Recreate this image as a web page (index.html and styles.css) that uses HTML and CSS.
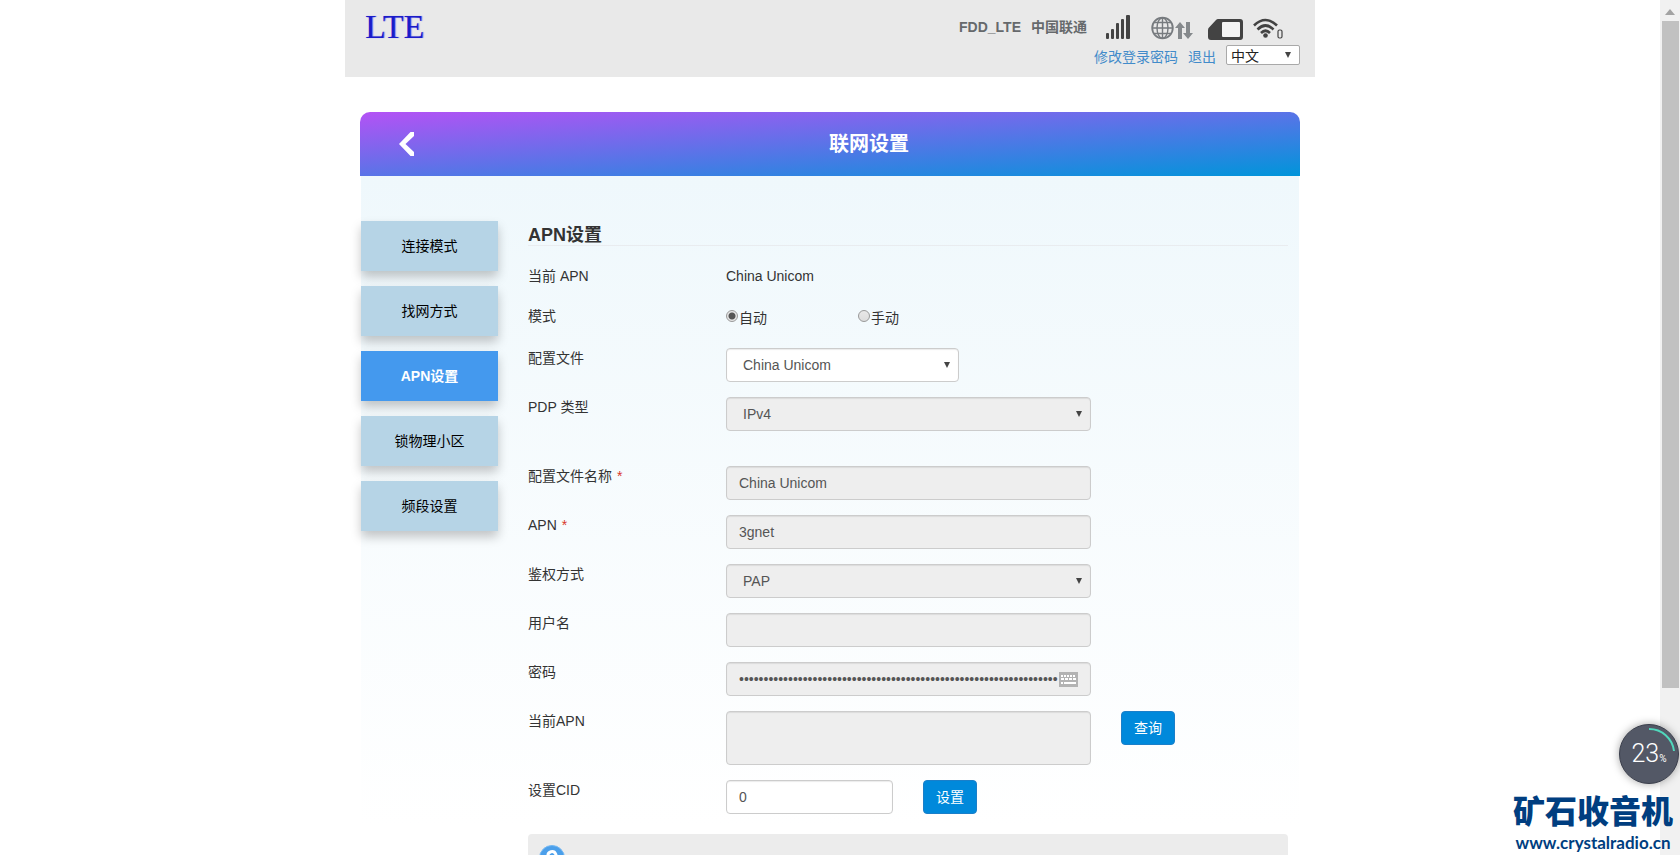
FILE: index.html
```html
<!DOCTYPE html>
<html lang="zh-CN">
<head>
<meta charset="utf-8">
<title>联网设置</title>
<link rel="stylesheet" href="styles.css">
</head>
<body>
<div class="window">
  <div class="page">
    <header class="topbar">
      <div class="logo">LTE</div>
      <div class="tools">
        <div class="status">
          <span>FDD_LTE</span>
          <span>中国联通</span>
          <svg class="signal" width="24" height="24" viewBox="0 0 24 24" aria-hidden="true"><g fill="#434343"><rect x="0" y="18" width="3" height="6" rx="1"/><rect x="5" y="14" width="3" height="10" rx="1"/><rect x="10" y="8" width="3" height="16" rx="1"/><rect x="15" y="4" width="3" height="20" rx="1"/><rect x="20" y="0" width="4" height="24" rx="1"/></g></svg>
          <svg class="globe" width="42" height="24" viewBox="0 0 42 24" aria-hidden="true"><g fill="none" stroke="#777b7f" stroke-width="1.4"><circle cx="11.500" cy="12" r="10.300" stroke-width="1.800"/><ellipse cx="11.500" cy="12" rx="5.500" ry="10.300"/><path d="M11.500 2v20M1 12h21M3 6.500h17M3 17.500h17"/></g><path fill="#85898c" d="M29 6l5 6h-3v11h-4V12h-3zM37 23l-5-6h3V6h4v11h3z"/></svg>
          <svg class="sim" width="36" height="22" viewBox="0 0 36 22" aria-hidden="true"><path fill="#434343" d="M10 0h22a3 3 0 0 1 3 3v15a3 3 0 0 1-3 3H3a3 3 0 0 1-3-3V11Q0 9 1.500 8L8 1Q9 0 10 0z"/><rect x="14" y="3" width="18" height="15" rx="1" fill="#f4f4f4"/></svg>
          <svg class="wifi" width="30" height="22" viewBox="0 0 30 22" aria-hidden="true"><g fill="none" stroke="#434343" stroke-width="2.600"><path d="M1 7.500Q12.500-3.500 24 7.500"/><path d="M4.500 11.500Q12.500 3.500 20.500 11.500"/><path d="M8 15Q12.500 10.500 17 15"/></g><circle cx="12.500" cy="17.500" r="2.300" fill="#434343"/><rect x="25" y="12" width="4" height="8" rx="1.500" fill="none" stroke="#434343" stroke-width="1.200"/></svg>
        </div>
        <nav class="account">
          <a href="#password">修改登录密码</a>
          <a href="#logout">退出</a>
          <span class="pick pick-lang"><select aria-label="语言"><option>中文</option></select></span>
        </nav>
      </div>
    </header>

    <main class="panel">
      <div class="panel-head">
        <a class="back" href="#back" aria-label="返回"><svg width="16" height="24" viewBox="0 0 16 24"><path fill="#fff" d="M11.500 0H15V4L6.500 12L15 20v4h-3.500L0 12z"/></svg></a>
        <h1>联网设置</h1>
      </div>
      <div class="panel-body">
        <nav class="menu">
          <a href="#mode">连接模式</a>
          <a href="#search">找网方式</a>
          <a class="active" href="#apn">APN设置</a>
          <a href="#lock">锁物理小区</a>
          <a href="#band">频段设置</a>
        </nav>
        <form class="form">
          <h2>APN设置</h2>
          <div class="row row-text"><span class="label">当前 APN</span><span>China Unicom</span></div>
          <div class="row row-radio"><span class="label">模式</span>
            <label class="radio"><input type="radio" name="mode" checked>自动</label>
            <label class="radio"><input type="radio" name="mode">手动</label>
          </div>
          <div class="row"><label class="label" for="profile">配置文件</label><span class="pick pick-short"><select class="field" id="profile"><option>China Unicom</option></select></span></div>
          <div class="row row-gap"><label class="label" for="pdp">PDP 类型</label><span class="pick"><select class="field" id="pdp" disabled><option>IPv4</option></select></span></div>
          <div class="row"><label class="label" for="name">配置文件名称 <i>*</i></label><input class="field" id="name" type="text" value="China Unicom" disabled></div>
          <div class="row"><label class="label" for="apn">APN <i>*</i></label><input class="field" id="apn" type="text" value="3gnet" disabled></div>
          <div class="row"><label class="label" for="auth">鉴权方式</label><span class="pick"><select class="field" id="auth" disabled><option>PAP</option></select></span></div>
          <div class="row"><label class="label" for="user">用户名</label><input class="field" id="user" type="text" disabled></div>
          <div class="row"><label class="label" for="pass">密码</label><span class="secret"><input class="field" id="pass" type="password" autocomplete="off" value="00000000000000000000000000000000000000000000000000000000000000000" disabled><svg class="keys" width="19" height="15" viewBox="0 0 19 15" aria-hidden="true"><path fill="#b3b3b3" d="M0 0h19v15H0z"/><g fill="none" stroke="#fff" stroke-width="2"><path d="M2 4h15" stroke-dasharray="2 1"/><path d="M2 7h15" stroke-dasharray="3 1"/><path d="M2 11h2M5 11h12"/></g></svg></span></div>
          <div class="row"><label class="label" for="current">当前APN</label><textarea class="field" id="current" disabled></textarea><button class="btn" type="button">查询</button></div>
          <div class="row"><label class="label" for="cid">设置CID</label><input class="field field-cid" id="cid" type="text" value="0"><button class="btn" type="button">设置</button></div>
          <div class="help"><svg width="26" height="26" viewBox="0 0 26 26" aria-hidden="true"><circle cx="13" cy="13" r="12.500" fill="#4b9fea" stroke="#72b7f2"/><path d="M9 11a4 4 0 1 1 6 3q-2 1-2 3" fill="none" stroke="#fff" stroke-width="3"/><circle cx="13" cy="21" r="2" fill="#fff"/></svg></div>
        </form>
      </div>
    </main>
  </div>

  <div class="scroll" aria-hidden="true"><svg width="10" height="6" viewBox="0 0 10 6"><path fill="#a3a3a3" d="M5 0l5 6H0z"/></svg><div class="thumb"></div></div>

  <div class="ball">
    <svg class="arc" width="60" height="60" viewBox="0 0 60 60" aria-hidden="true"><path d="M30 5a25 25 0 0 1 25 22" fill="none" stroke="#50d8bc" stroke-width="2"/></svg>
    <span>23</span><small>%</small>
  </div>
  <div class="mark"><b>矿石收音机</b><span>www.crystalradio.cn</span></div>
</div>
</body>
</html>
```

FILE: styles.css
```css
* { box-sizing: border-box; }
body {
  margin: 0;
  background: #fff;
  color: #333;
  font: 14px/20px "Liberation Sans", "Noto Sans CJK SC", sans-serif;
}
input, select, textarea, button { font: inherit; color: inherit; margin: 0; }
a { color: #428bca; text-decoration: none; }
.window { display: flex; height: 100vh; overflow: hidden; position: relative; }
.page { flex: 1; min-width: 0; }

/* header */
.topbar {
  display: flex;
  justify-content: space-between;
  max-width: 970px;
  height: 77px;
  margin: 0 auto;
  padding: 8px 15px 0 20px;
  background: #e9e9e9;
}
.logo {
  color: #1c1cc8;
  font: 34px/38px "Liberation Serif", serif;
  text-shadow: 1px 0 1px #8080f0;
}
.tools { display: flex; flex-direction: column; align-items: flex-end; }
.status { display: flex; align-items: center; height: 37px; padding-right: 17px; color: #66696c; font-weight: bold; }
.status span { margin-right: 10px; }
.status .signal { margin-left: 9px; margin-top: 1px; }
.globe { margin-left: 21px; margin-top: 3px; }
.sim { margin-left: 15px; margin-top: 6px; }
.wifi { margin-left: 9px; margin-top: 4px; }
.account { display: flex; align-items: flex-start; gap: 10px; }
.account a { padding-top: 2px; }
.pick { position: relative; display: block; width: 365px; }
.pick::after {
  content: "";
  position: absolute;
  right: 9px;
  top: 14px;
  border: solid transparent;
  border-width: 6px 3px 0;
  border-top-color: #444;
  pointer-events: none;
}
.pick select { display: block; width: 100%; appearance: none; opacity: 1; }
.pick-short { width: 233px; }
.pick-lang { width: 74px; }
.pick-lang::after { top: 7px; }
.pick-lang select { height: 20px; padding: 0 4px; border: 1px solid #a9a9a9; border-radius: 2px; background: #fff; color: #222; }

/* panel */
.panel { max-width: 940px; margin: 35px auto 0; }
.panel-head {
  display: flex;
  align-items: center;
  height: 64px;
  border-radius: 10px 10px 0 0;
  background: linear-gradient(to bottom right, #b452f5, #0095da);
  color: #fff;
}
.back { flex: 0 0 78px; display: flex; justify-content: flex-end; padding-right: 23px; }
.panel-head h1 { flex: 1; margin: 0; font-size: 20px; line-height: 28px; text-align: center; }
.panel-body {
  display: flex;
  gap: 30px;
  margin: 0 1px;
  padding: 45px 11px 0 0;
  background: linear-gradient(#eff8fc, #fff 650px);
}
.menu { flex: 0 0 137px; display: flex; flex-direction: column; gap: 15px; }
.menu a {
  display: flex;
  align-items: center;
  justify-content: center;
  height: 50px;
  background: #b6d4e6;
  color: #000;
  box-shadow: 0 6px 10px rgba(0, 0, 0, .22);
}
.menu .active { background: #4499ee; color: #fff; font-weight: bold; }

/* form */
.form { flex: 1; min-width: 0; }
.form h2 { margin: 0 0 20px; padding-top: 4px; border-bottom: 1px solid #e9ecef; font-size: 18px; line-height: 20px; }
.row { display: flex; align-items: flex-start; margin-bottom: 15px; }
.row-text { height: 25px; }
.row-radio { height: 27px; }
.row-gap { margin-bottom: 35px; }
.label { flex: 0 0 198px; }
.label i { margin-left: 1px; color: #d9362b; font-style: normal; }
.radio { display: flex; width: 132px; gap: 1px; padding-top: 2px; }
.radio input {
  appearance: none;
  width: 12px;
  height: 12px;
  margin-top: 2px;
  border: 1px solid #999;
  border-radius: 50%;
  background: linear-gradient(#e8e8e8, #ddd);
}
.radio input:checked { background: radial-gradient(circle, #555 3px, #e6e6e6 4px); }
.field {
  display: block;
  width: 365px;
  height: 34px;
  padding: 6px 12px;
  border: 1px solid #ccc;
  border-radius: 4px;
  background: #fff;
  box-shadow: inset 0 1px 1px rgba(0, 0, 0, .08);
  color: #555;
}
.field:disabled { background: #eee; }
.pick .field { padding-left: 16px; }
textarea.field { height: 54px; resize: none; }
.field-cid { width: 167px; }
.btn {
  width: 54px;
  height: 34px;
  margin-left: 30px;
  padding: 0;
  border: 1px solid #1b7fc9;
  border-radius: 4px;
  background: #0089db;
  color: #fff;
}
.secret { position: relative; }
.secret .field { padding-right: 32px; }
.keys { position: absolute; right: 13px; top: 10px; }
.help { height: 100px; margin-top: 20px; padding: 11px; border-radius: 4px; background: #ececec; }

/* window overlays */
.scroll { flex: 0 0 20px; display: flex; flex-direction: column; align-items: center; padding-top: 9px; background: #f1f1f1; }
.thumb { width: 17px; height: 78vh; margin-top: 6px; background: #c1c1c1; }
.ball {
  position: absolute;
  right: 1px;
  bottom: 71px;
  display: flex;
  align-items: baseline;
  justify-content: center;
  width: 60px;
  height: 60px;
  border: 1px solid #3b3f4c;
  border-radius: 50%;
  background: #535866;
  box-shadow: 0 0 8px rgba(0, 0, 0, .35);
  color: #fff;
  font: 300 25px/58px Roboto, sans-serif;
}
.ball small { font-size: 10px; font-weight: 400; }
.arc { position: absolute; inset: -1px; }
.mark {
  position: absolute;
  right: 7px;
  bottom: 2px;
  display: flex;
  flex-direction: column;
  align-items: center;
  gap: 6px;
  color: #003e80;
  text-shadow: 0 0 2px #fff;
}
.mark b { font: 900 32px/36px "Noto Sans CJK SC", sans-serif; }
.mark span { font: bold 17px/20px Lato, sans-serif; }
```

◇ ◇ ◇ ◇ ◇

__TASK BRIEF__
All lines holding the word "styles" should be picked out and copied.

__THE RESULT__
Recreate this image as a web page (index.html and styles.css) that uses HTML and CSS.
<link rel="stylesheet" href="styles.css">
FILE: styles.css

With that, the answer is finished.